原則として開業日から2ヵ月以内に申請をしないとその年の所得は青色申告ができません。ただし1月1日~1月15日の間に開業した場合は、3月15日が提出期限になります。またすでに開業していて「これまでは白色申告をしていたけど次回から青色申告に切り替えたい」という場合も3月15日まで提出をしないとその年の所得に対する申告で青色申告をすることはできません。
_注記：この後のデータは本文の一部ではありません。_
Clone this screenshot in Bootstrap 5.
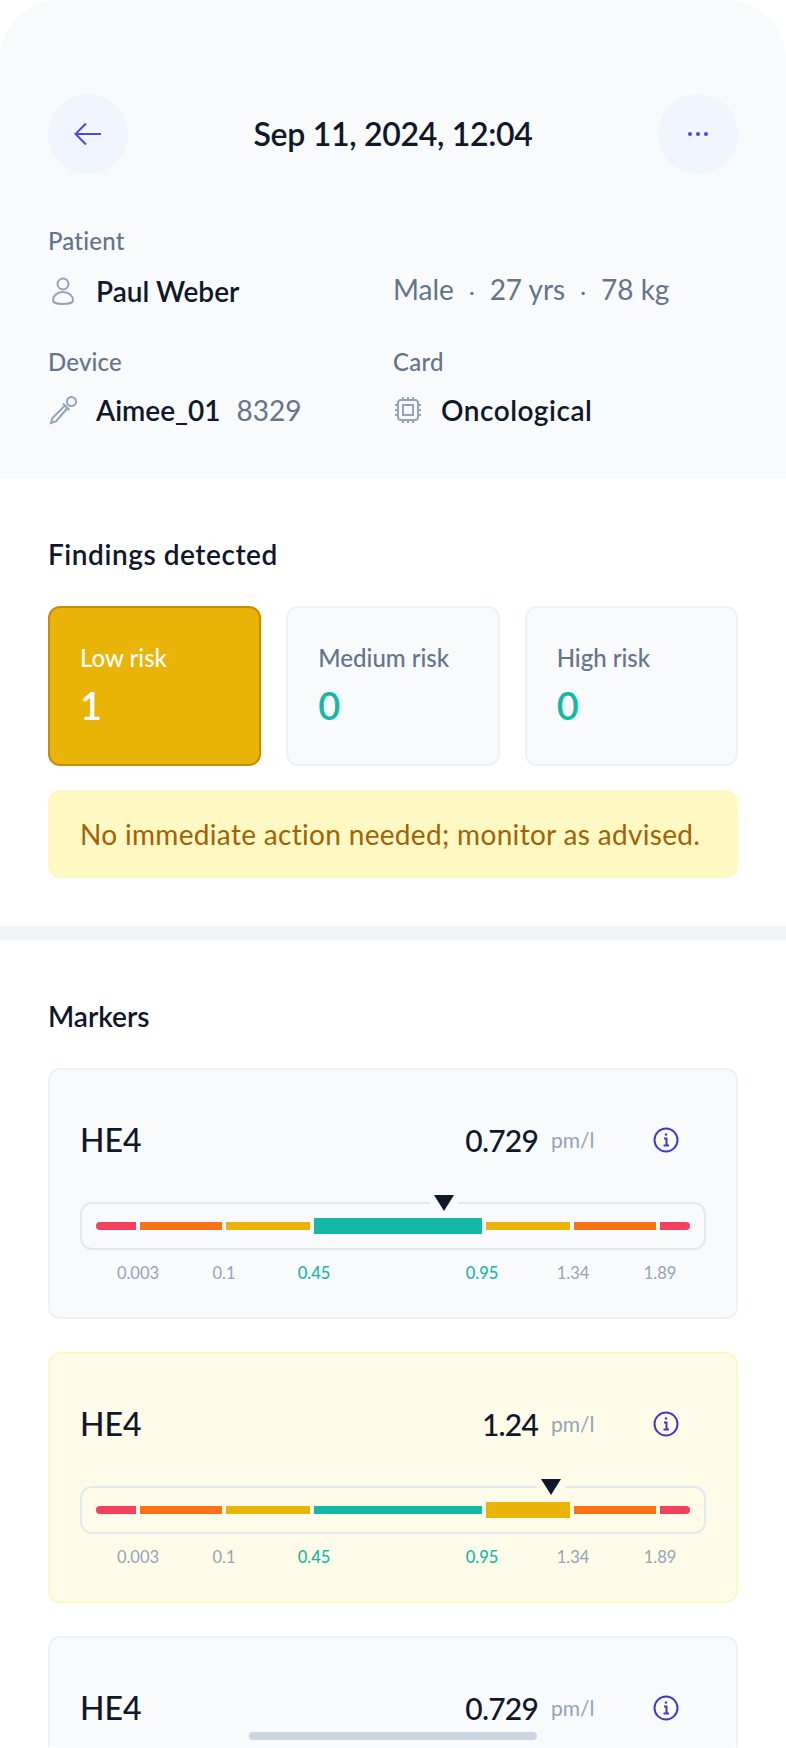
<!DOCTYPE html>
<html lang="en">
<head>
  <meta charset="UTF-8">
  <meta name="viewport" content="width=device-width, initial-scale=1.0">
  <title>Test result</title>
  <link href="https://cdn.jsdelivr.net/npm/bootstrap@5.3.3/dist/css/bootstrap.min.css" rel="stylesheet">
  <style>
    html, body { height: 1748px; overflow: hidden; }
    body { font-family: Lato, "Liberation Sans", sans-serif; background: #fff; color: #0f172a; font-size: 22px; }
    .screen { height: 1748px; overflow: hidden; position: relative; border-radius: 60px; }
    .top-panel { background: #f8fafc; height: 479px; padding: 94px 48px 0; }
    .round-btn { width: 80px; height: 80px; background: #f1f5fd; border: 0; padding: 0; }
    .page-title { font-size: 32px; font-weight: 600; letter-spacing: -0.3px; margin: 0; }
    .field-label { color: #64748b; font-size: 24px; font-weight: 500; letter-spacing: 0.2px; line-height: 28px; }
    .field-value { font-size: 28px; font-weight: 600; line-height: 36px; }
    .value-wide { letter-spacing: 0.5px; }
    .field-muted { color: #64748b; font-size: 28px; font-weight: 400; line-height: 36px; }
    .patient-row { margin-top: 53px; }
    .device-row { margin-top: 38px; }
    .line-gap { margin-top: 16px; }
    .col-first { width: 345px; flex: none; }
    .ico { width: 30px; flex: none; margin-right: 18px; color: #94a3b8; }
    .dot-sep { margin: 0 15px; font-size: 22px; }
    .findings { padding: 58px 48px 48px; height: 447px; }
    .block-title { font-size: 28px; font-weight: 600; line-height: 34px; margin: 0; }
    .title-wide { letter-spacing: 0.55px; }
    .risk-row { margin-top: 35px; gap: 25px; }
    .risk-box { flex: 1 1 0; height: 160px; background: #f8fafc; border: 2px solid #edf2f9; border-radius: 12px; padding: 35px 30px 0; color: #64748b; font-size: 24px; font-weight: 500; line-height: 30px; }
    .risk-box.is-low { background: #eab308; border-color: #ca8a04; color: #fff; }
    .risk-num { display: block; color: #14b8a6; font-size: 38px; font-weight: 600; line-height: 40px; margin-top: 12px; }
    .is-low .risk-num { color: #fff; }
    .advice { margin-top: 24px; height: 88px; background: #fef9c3; border-radius: 12px; color: #a16207; font-size: 28px; letter-spacing: 0.32px; padding: 0 32px; white-space: nowrap; }
    .band { height: 14px; background: #f1f5f9; }
    .markers { padding: 59px 48px 0; }
    .marker-list { margin-top: 35px; gap: 33px; }
    .marker-box { height: 251px; flex: none; background: #f8fafc; border: 2px solid #edf2f9; border-radius: 12px; padding: 0 30px; }
    .marker-box.is-warn { background: #fefce8; border-color: #fef9c3; }
    .marker-head { height: 130px; padding-top: 10px; }
    .marker-name { font-size: 32px; font-weight: 500; }
    .marker-value { font-size: 30px; font-weight: 500; letter-spacing: -0.8px; margin-left: auto; }
    .marker-unit { width: 42px; margin-left: 13px; color: #94a3b8; font-size: 21px; }
    .info-ico { width: 26px; height: 26px; margin: 0 27px 0 60px; color: #4338ca; }
    .scale-box { height: 48px; position: relative; border: 2px solid #e2e8f0; border-radius: 12px; padding: 0 14px; gap: 4px; margin-top: 2px; }
    .seg { height: 8px; }
    .seg.is-on { height: 16px; }
    .s-red { background: #f43f5e; }
    .s-orange { background: #f97316; }
    .s-yellow { background: #eab308; }
    .s-green { background: #14b8a6; }
    .w-a { width: 40px; border-radius: 4px 0 0 4px; }
    .w-b { width: 82px; }
    .w-c { width: 84px; }
    .w-d { width: 168px; }
    .w-e { width: 30px; border-radius: 0 4px 4px 0; }
    .pointer { position: absolute; top: -9px; width: 28px; height: 16px; margin-left: -14px; background: #f8fafc; }
    .is-warn .pointer { background: #fefce8; }
    .pointer svg { display: block; margin: 0 auto; }
    .tick-row { position: relative; height: 20px; margin-top: 13px; color: #94a3b8; font-size: 16.500px; line-height: 20px; }
    .tick { position: absolute; transform: translateX(-50%); }
    .tick.is-ok { color: #14b8a6; font-weight: 500; }
    .home-bar { position: absolute; left: 249px; bottom: 8px; width: 288px; height: 8px; border-radius: 4px; background: #cbd5e1; }
  </style>
</head>
<body>
  <div class="screen">
    <div class="top-panel">
      <div class="d-flex align-items-center justify-content-between">
        <button class="round-btn rounded-circle d-flex align-items-center justify-content-center" aria-label="Back">
          <svg width="28" height="24" viewBox="0 0 28 24" fill="none" stroke="#4f46e5" stroke-width="2"><path d="M27 12H2M12 1.500 1.500 12 12 22.500"/></svg>
        </button>
        <h1 class="page-title">Sep 11, 2024, 12:04</h1>
        <button class="round-btn rounded-circle d-flex align-items-center justify-content-center" aria-label="More">
          <svg width="20" height="6" viewBox="0 0 20 6" fill="#4f46e5"><circle cx="2" cy="3" r="2"/><circle cx="10" cy="3" r="2"/><circle cx="18" cy="3" r="2"/></svg>
        </button>
      </div>

      <div class="patient-row">
        <div class="field-label">Patient</div>
        <div class="d-flex align-items-center line-gap">
          <div class="d-flex align-items-center col-first">
            <svg class="ico" height="30" viewBox="0 0 30 30" fill="none" stroke="currentColor" stroke-width="2"><circle cx="15" cy="8" r="5.500"/><path d="M15 16c-6 0-10 4-10 8.500 0 2 4 3.500 10 3.500s10-1.500 10-3.500C25 20 21 16 15 16z"/></svg>
            <span class="field-value">Paul Weber</span>
          </div>
          <div class="field-muted">Male<span class="dot-sep">·</span>27 yrs<span class="dot-sep">·</span>78 kg</div>
        </div>
      </div>

      <div class="d-flex device-row">
        <div class="col-first">
          <div class="field-label">Device</div>
          <div class="d-flex align-items-center line-gap">
            <svg class="ico" height="30" viewBox="0 0 30 30" fill="none" stroke="currentColor" stroke-width="2"><circle cx="23.500" cy="6.500" r="4.500"/><path d="M15 8.500l6.500 6.500M17 10.500 4.500 23 3 28l5-1.500L19.500 13"/></svg>
            <span class="field-value">Aimee_01</span>
            <span class="field-muted ms-3">8329</span>
          </div>
        </div>
        <div>
          <div class="field-label">Card</div>
          <div class="d-flex align-items-center line-gap">
            <svg class="ico" height="30" viewBox="0 0 30 30" fill="none" stroke="currentColor" stroke-width="2"><rect x="5" y="5" width="20" height="20" rx="3"/><rect x="10" y="10" width="10" height="10"/><path d="M10 2v3M15 2v3M20 2v3M10 25v3M15 25v3M20 25v3M2 10h3M2 15h3M2 20h3M25 10h3M25 15h3M25 20h3"/></svg>
            <span class="field-value value-wide">Oncological</span>
          </div>
        </div>
      </div>
    </div>

    <section class="findings">
      <h2 class="block-title title-wide">Findings detected</h2>
      <div class="d-flex risk-row">
        <div class="risk-box is-low">Low risk<span class="risk-num">1</span></div>
        <div class="risk-box">Medium risk<span class="risk-num">0</span></div>
        <div class="risk-box">High risk<span class="risk-num">0</span></div>
      </div>
      <div class="advice d-flex align-items-center">No immediate action needed; monitor as advised.</div>
    </section>

    <div class="band"></div>

    <section class="markers">
      <h2 class="block-title">Markers</h2>
      <div class="d-flex flex-column marker-list">

        <div class="marker-box">
          <div class="d-flex align-items-center marker-head">
            <span class="marker-name">HE4</span>
            <span class="marker-value">0.729</span>
            <span class="marker-unit">pm/l</span>
            <svg class="info-ico" viewBox="0 0 26 26" fill="none" stroke="currentColor" stroke-width="2"><circle cx="13" cy="13" r="11.500"/><path d="M11 11.500h2.500V18M10.500 18.500h5.500"/><circle cx="13" cy="7.500" r="1.200" fill="currentColor" stroke="none"/></svg>
          </div>
          <div class="scale-box d-flex align-items-center">
            <div class="seg s-red w-a"></div><div class="seg s-orange w-b"></div><div class="seg s-yellow w-c"></div><div class="seg s-green w-d is-on"></div><div class="seg s-yellow w-c"></div><div class="seg s-orange w-b"></div><div class="seg s-red w-e"></div>
            <div class="pointer" style="left:362px"><svg width="20" height="16" viewBox="0 0 20 16" fill="#0f172a"><path d="M0 0h20L10 16z"/></svg></div>
          </div>
          <div class="tick-row">
            <span class="tick" style="left:58px">0.003</span><span class="tick" style="left:144px">0.1</span><span class="tick is-ok" style="left:234px">0.45</span><span class="tick is-ok" style="left:402px">0.95</span><span class="tick" style="left:493px">1.34</span><span class="tick" style="left:580px">1.89</span>
          </div>
        </div>

        <div class="marker-box is-warn">
          <div class="d-flex align-items-center marker-head">
            <span class="marker-name">HE4</span>
            <span class="marker-value">1.24</span>
            <span class="marker-unit">pm/l</span>
            <svg class="info-ico" viewBox="0 0 26 26" fill="none" stroke="currentColor" stroke-width="2"><circle cx="13" cy="13" r="11.500"/><path d="M11 11.500h2.500V18M10.500 18.500h5.500"/><circle cx="13" cy="7.500" r="1.200" fill="currentColor" stroke="none"/></svg>
          </div>
          <div class="scale-box d-flex align-items-center">
            <div class="seg s-red w-a"></div><div class="seg s-orange w-b"></div><div class="seg s-yellow w-c"></div><div class="seg s-green w-d"></div><div class="seg s-yellow w-c is-on"></div><div class="seg s-orange w-b"></div><div class="seg s-red w-e"></div>
            <div class="pointer" style="left:469px"><svg width="20" height="16" viewBox="0 0 20 16" fill="#0f172a"><path d="M0 0h20L10 16z"/></svg></div>
          </div>
          <div class="tick-row">
            <span class="tick" style="left:58px">0.003</span><span class="tick" style="left:144px">0.1</span><span class="tick is-ok" style="left:234px">0.45</span><span class="tick is-ok" style="left:402px">0.95</span><span class="tick" style="left:493px">1.34</span><span class="tick" style="left:580px">1.89</span>
          </div>
        </div>

        <div class="marker-box">
          <div class="d-flex align-items-center marker-head">
            <span class="marker-name">HE4</span>
            <span class="marker-value">0.729</span>
            <span class="marker-unit">pm/l</span>
            <svg class="info-ico" viewBox="0 0 26 26" fill="none" stroke="currentColor" stroke-width="2"><circle cx="13" cy="13" r="11.500"/><path d="M11 11.500h2.500V18M10.500 18.500h5.500"/><circle cx="13" cy="7.500" r="1.200" fill="currentColor" stroke="none"/></svg>
          </div>
        </div>
      </div>
    </section>

    <div class="home-bar"></div>
  </div>

  <script src="https://cdn.jsdelivr.net/npm/bootstrap@5.3.3/dist/js/bootstrap.bundle.min.js"></script>
</body>
</html>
この書類は1度提出すると以降は提出が不要です。不動産投資をこれから始める人で青色申告の利用を考えている人は、覚えておいてください。
事業的規模の認定
サラリーマン投資家が青色申告のメリットを十分に得るためには、必ず「事業的規模」として認定されなければなりません。一般的には、「5棟10室基準」といわれており、一軒家など独立家屋なら5棟、マンションやアパートなら10室以上の場合、事業的規模と認定されます。ただしこれより物件数が少なくても規模が大きい物件で5棟10室の基準と同等以上に収益が上がっている場合は、事業的規模として認定されることがあります。税理士や税務署に相談するようにしましょう。
青色申告と白色申告のどちらが良いのか
ざっくりとした説明になりましたが、青色申告の概要について解説してきました。青色申告をするべきか否かについては、事業的規模でなくとも経理作業が得意で申告が苦にならない人であれば青色申告がいいかもしれません。しかし事業的規模がなく自分で帳簿や申告書類の作成ができず税理士に確定申告書の作成を依頼する場合、依頼する費用のことを考えると青色申告のメリットがなくなってしまう可能性があります。
そういう場合は、無理に選択する必要はありません。本当に事業的規模が大きくなり専業大家としてやっていけるレベルになったタイミングが来たときに切り替えるのが一番合理的だといえるでしょう。